Why is this? Why is the public school system such a massive failure? This is a very complicate question, but it boils down to three key aspects. First, public school is not individualized. Every teacher has hundreds of different students (teaching several classes at approximately 30 students per class). There is no possible way for any teacher to make sure that every student is correctly learning the material. It is humanly impossible. A teacher cannot spend thirty minutes teaching each student individually: even at only one class of thirty students, that’s 15 hours a day (30 x 30 = 900 minutes. 900/60 = 15 hours).
The second problem is that the public school system is run by the government. Here’s what the government does: it tells schools what children need to be taught. It says that kids need to learn about evolution (and only evolution) and algebra and U.S. History. A real education is teaching a child how to learn on his or her own, instead of handing all the answers to them. It’s the age-old proverb: give a man a fish, you feed him for a day; teach him how to fish, and you feed him for a life-time. That’s how I teach (I do private tutoring when I’m not catching bad guys): I never give the student an answer; instead, I help the student figure the answer out. Essentially, the modern public school system is nothing but government brainwashing.

And there is the bell-tower and Student Activity Center of the University of Louisville. Probably the only good thing (besides Greek) about the place.
The third problem is – obviously – financial. The government, (sarcasm warning) in all its wisdom, decided that bribing schools is a good way of increasing test scores. The schools with better numbers get more money. And it worked. Except that the quality of education is worse. Proof? During my freshman year of college (I went to a state-funded school), my Russian history professor informed us that the President of UofL had told all of the profs to make sure the students passed their classes (which means pushing them through and ignoring grades).

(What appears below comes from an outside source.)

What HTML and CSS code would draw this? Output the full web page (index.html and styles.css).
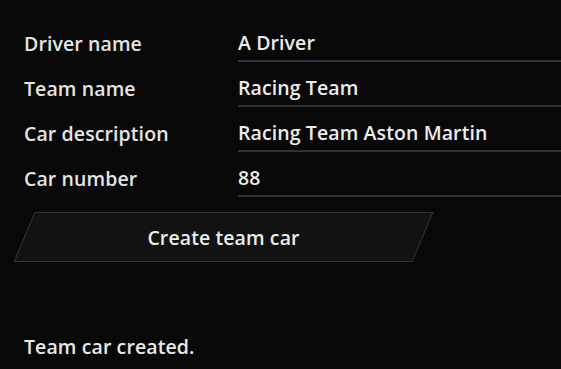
FILE: index.html
```html
<!DOCTYPE html>
<html lang="en">
<head>
  <meta charset="UTF-8" />
  <title>Team car</title>
  <link rel="stylesheet" href="styles.css">
</head>
<body>
  <form class="car-form">
    <div class="row">
      <label for="driver">Driver name</label>
      <input type="text" id="driver" value="A Driver">
    </div>
    <div class="row">
      <label for="team">Team name</label>
      <input type="text" id="team" value="Racing Team">
    </div>
    <div class="row">
      <label for="desc">Car description</label>
      <input type="text" id="desc" value="Racing Team Aston Martin">
    </div>
    <div class="row">
      <label for="number">Car number</label>
      <input type="text" id="number" value="88">
    </div>

    <button type="button" class="create-btn"><span>Create team car</span></button>
  </form>

  <p class="status">Team car created.</p>
</body>
</html>
```

FILE: styles.css
```css
body {
  margin: 0;
  background: #080808;
  color: #e8e8e8;
  font-family: 'Open Sans', sans-serif;
  font-size: 19.5px;
  font-weight: 600;
  letter-spacing: 0.1px;
  overflow: hidden;
}

.car-form {
  padding: 25px 0 0 24px;
  display: flex;
  flex-direction: column;
  gap: 8px;
}

.row {
  display: grid;
  grid-template-columns: 214px 1fr;
  align-items: center;
}

label {
  color: #e4e4e4;
}

input {
  height: 37px;
  box-sizing: border-box;
  padding: 0;
  border: none;
  border-bottom: 2px solid #333;
  background: transparent;
  color: #ececec;
  font-family: inherit;
  font-size: inherit;
  font-weight: inherit;
  letter-spacing: inherit;
  outline: none;
}

.create-btn {
  position: relative;
  margin-top: 7px;
  width: 399px;
  height: 50px;
  padding: 0;
  border: none;
  background: transparent;
  color: #ececec;
  font-family: inherit;
  font-size: inherit;
  font-weight: inherit;
  letter-spacing: inherit;
  cursor: pointer;
}

.create-btn::before {
  content: "";
  position: absolute;
  inset: 0;
  background: #121212;
  border: 1px solid #333;
  transform: skewX(-22.8deg);
}

.create-btn span {
  position: relative;
}

.status {
  margin: 71px 0 0 24px;
}
```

Why? Money. Not only would the university continue getting revenue from tuition (which is an evil thing, anyways: making people pay $50,000 for a worthless piece of paper), but they would get more government funds. The professor then went on to tell us that he wasn’t going to follow those orders – in choice vocabulary – which I still highly respect. What matters in the public school system is that kids pass, not that they learn. It is simply broken.
But at the core, the problem is the entire concept of “public school.” Parents, not “the public,” should be responsible for the education of their children. In fact, that is the function of parenthood (and marriage, really): to raise children. And all the objections, all the excuses, are futile and foolish, except in the case of single parents (which is a unique problem). There is no good reason for a married man and woman to send their children to “public school.” What about the woman’s career? Motherhood is the greatest and most glorious of any career any woman could ever have, and part of that is teaching your kids. A modern family needs two incomes? Then the man needs to be a man and get two jobs, or three. No sacrifice is too great for your children. See, people like to make excuses, and they really like letting others take responsibility for work they should be doing. Don’t get me wrong. I’m not saying home-schooling is the easy thing to do: I’m saying that it is the right thing to do.







As a teacher in a public school, I agree. I became a teacher for the same reasons most do; I love knowledge and students. But the increasing demands of standardization are slowly eating me alive. The only heart in the system is the teachers who are desperately trying to make it work.
Awesome insight. Thanks for sharing!
Excellent Post Tommy
“I’m saying that it is the right thing to do.”
Home schooling Carolyn is by far the best thing I have ever done, it has given me so much extra time with her that I wish I had with all my other children. We sit at the table for hours each day and study together, talk, bible study together, and have really enjoyed it.
She gets social time at church and events with other Kids and we camp and do many other things too.